> TASK STATEMENT
Pull out every line below that contains the word "React".

> RECORDED INFORMATION
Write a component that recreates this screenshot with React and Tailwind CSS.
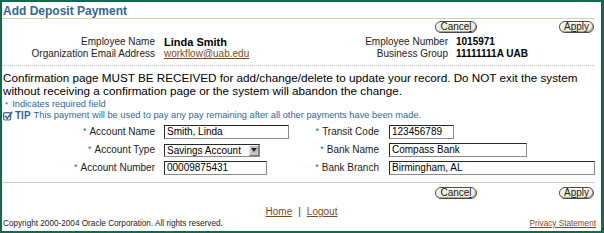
import React from "react";

const F = { fontFamily: '"Liberation Sans", Arial, sans-serif' };

function Btn({ children, w }) {
  return (
    <div
      className="h-[12px] rounded-[6px] border border-[#4a4a4a] bg-[#f3f1da] text-[10px] leading-[10px] text-[#222] flex items-center justify-center shadow-[inset_-1px_-1px_0_#a8a690,inset_1px_1px_0_#ffffff]"
      style={{ width: w }}
    >
      {children}
    </div>
  );
}

function Star() {
  return <span className="text-[#336699] text-[9px] mr-[3px] relative -top-[1px]">*</span>;
}

function Input({ w, value }) {
  return (
    <div
      className="h-[14px] border border-[#2a2a2a] border-r-[#8a8a8a] border-b-[#8a8a8a] bg-white text-[10px] leading-[12px] pl-[2px] text-black whitespace-nowrap overflow-hidden"
      style={{ width: w }}
    >
      {value}
    </div>
  );
}

function Row({ label, children, lw, gap }) {
  return (
    <div className="flex items-center h-[18px]">
      <div className="text-right text-[10px] text-[#222] whitespace-nowrap" style={{ width: lw, marginRight: gap }}>
        <Star />
        {label}
      </div>
      {children}
    </div>
  );
}

export default function App() {
  return (
    <div
      className="w-[604px] h-[233px] border-t-2 border-l-2 border-b-2 border-r-[3px] border-[#11694c] bg-white overflow-hidden flex flex-col"
      style={F}
    >
      <div className="h-[16px] pl-[1px] text-[12px] font-bold text-[#336699] leading-[18px] whitespace-nowrap">
        Add Deposit Payment
      </div>
      <div className="mr-[6px] h-[1px] bg-[#d4d2aa]" />
      <div className="flex justify-end pr-[7px] mt-[2px] gap-[82px]">
        <Btn w={42}>
          Cance<u>l</u>
        </Btn>
        <Btn w={35}>
          A<u>p</u>ply
        </Btn>
      </div>
      <div className="flex mt-[3px] text-[10px] leading-[12px]">
        <div className="w-[300px] flex flex-col">
          <div className="flex items-center h-[12px]">
            <div className="w-[153px] text-right text-[#222]">Employee Name</div>
            <div className="ml-[9px] font-bold text-[11px] text-black">Linda Smith</div>
          </div>
          <div className="flex items-center h-[12px]">
            <div className="w-[153px] text-right text-[#222]">Organization Email Address</div>
            <div className="ml-[9px] text-[#7b4a20] underline">workflow@uab.edu</div>
          </div>
        </div>
        <div className="flex flex-col">
          <div className="flex items-center h-[12px]">
            <div className="w-[146px] text-right text-[#222]">Employee Number</div>
            <div className="ml-[8px] font-bold text-black">1015971</div>
          </div>
          <div className="flex items-center h-[12px]">
            <div className="w-[146px] text-right text-[#222]">Business Group</div>
            <div className="ml-[8px] font-bold text-black">11111111A UAB</div>
          </div>
        </div>
      </div>
      <div className="mt-[5px] mr-[6px] border-t border-dotted border-[#bdbdbd]" />
      <div className="pl-[1px] mt-[5px] text-[11.7px] leading-[13px] text-black pr-[4px]">
        Confirmation page MUST BE RECEIVED for add/change/delete to update your record. Do NOT exit the system
        without receiving a confirmation page or the system will abandon the change.
      </div>
      <div className="pl-[3px] mt-[2px] text-[9.3px] leading-[11px] text-[#336699]">
        <span className="text-[8px] mr-[4px]">*</span>Indicates required field
      </div>
      <div className="pl-[1px] text-[9.3px] leading-[11px] text-[#336699] flex items-center whitespace-nowrap">
        <svg width="10" height="10" viewBox="0 0 10 10" className="mr-[2px]">
          <rect x="0.6" y="1.6" width="7" height="7.4" fill="none" stroke="#336699" strokeWidth="1.2" rx="1.5" />
          <path d="M2.2 4.8 L4.2 7.4 L9.2 0.8" fill="none" stroke="#336699" strokeWidth="1.6" />
        </svg>
        <b className="mr-[3px] text-[10px]">TIP</b>This payment will be used to pay any pay remaining after all other payments have been made.
      </div>
      <div className="flex mt-[2px]">
        <div className="flex flex-col w-[287px]">
          <Row label="Account Name" lw={153} gap={9}>
            <Input w={125} value="Smith, Linda" />
          </Row>
          <Row label="Account Type" lw={153} gap={9}>
            <div className="h-[13px] w-[96px] border border-[#2a2a2a] border-r-[#8a8a8a] border-b-[#8a8a8a] flex items-center text-[10px] leading-[11px] bg-white">
              <span className="flex-1 pl-[2px] whitespace-nowrap">Savings Account</span>
              <span className="w-[10px] h-[11px] bg-[#c4c4c4] border border-[#777] border-l-[#eee] border-t-[#eee] flex items-center justify-center">
                <svg width="6" height="4" viewBox="0 0 6 4">
                  <path d="M0 0 L6 0 L3 4 Z" fill="#222" />
                </svg>
              </span>
            </div>
          </Row>
          <Row label="Account Number" lw={153} gap={9}>
            <Input w={103} value="00009875431" />
          </Row>
        </div>
        <div className="flex flex-col">
          <Row label="Transit Code" lw={90} gap={10}>
            <Input w={65} value="123456789" />
          </Row>
          <Row label="Bank Name" lw={90} gap={10}>
            <Input w={138} value="Compass Bank" />
          </Row>
          <Row label="Bank Branch" lw={90} gap={10}>
            <Input w={206} value="Birmingham, AL" />
          </Row>
        </div>
      </div>
      <div className="mt-[5px] mr-[6px] h-[1px] bg-[#d4d2aa]" />
      <div className="flex justify-end pr-[7px] mt-[4px] gap-[82px]">
        <Btn w={42}>
          Cance<u>l</u>
        </Btn>
        <Btn w={35}>
          A<u>p</u>ply
        </Btn>
      </div>
      <div className="text-center text-[10px] mt-[7px] leading-[12px]">
        <span className="text-[#7b4a20] underline">Home</span>
        <span className="mx-[6px] text-[#333]">|</span>
        <span className="text-[#7b4a20] underline">Logout</span>
      </div>
      <div className="flex justify-between items-end pl-[1px] pr-[5px] mt-[1px] text-[8.2px] leading-[10px]">
        <span className="text-[#222]">Copyright 2000-2004 Oracle Corporation. All rights reserved.</span>
        <span className="text-[#7b4a20] underline">Privacy Statement</span>
      </div>
    </div>
  );
}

> ANSWER TO THIS PROBLEM
Write a component that recreates this screenshot with React and Tailwind CSS.
import React from "react";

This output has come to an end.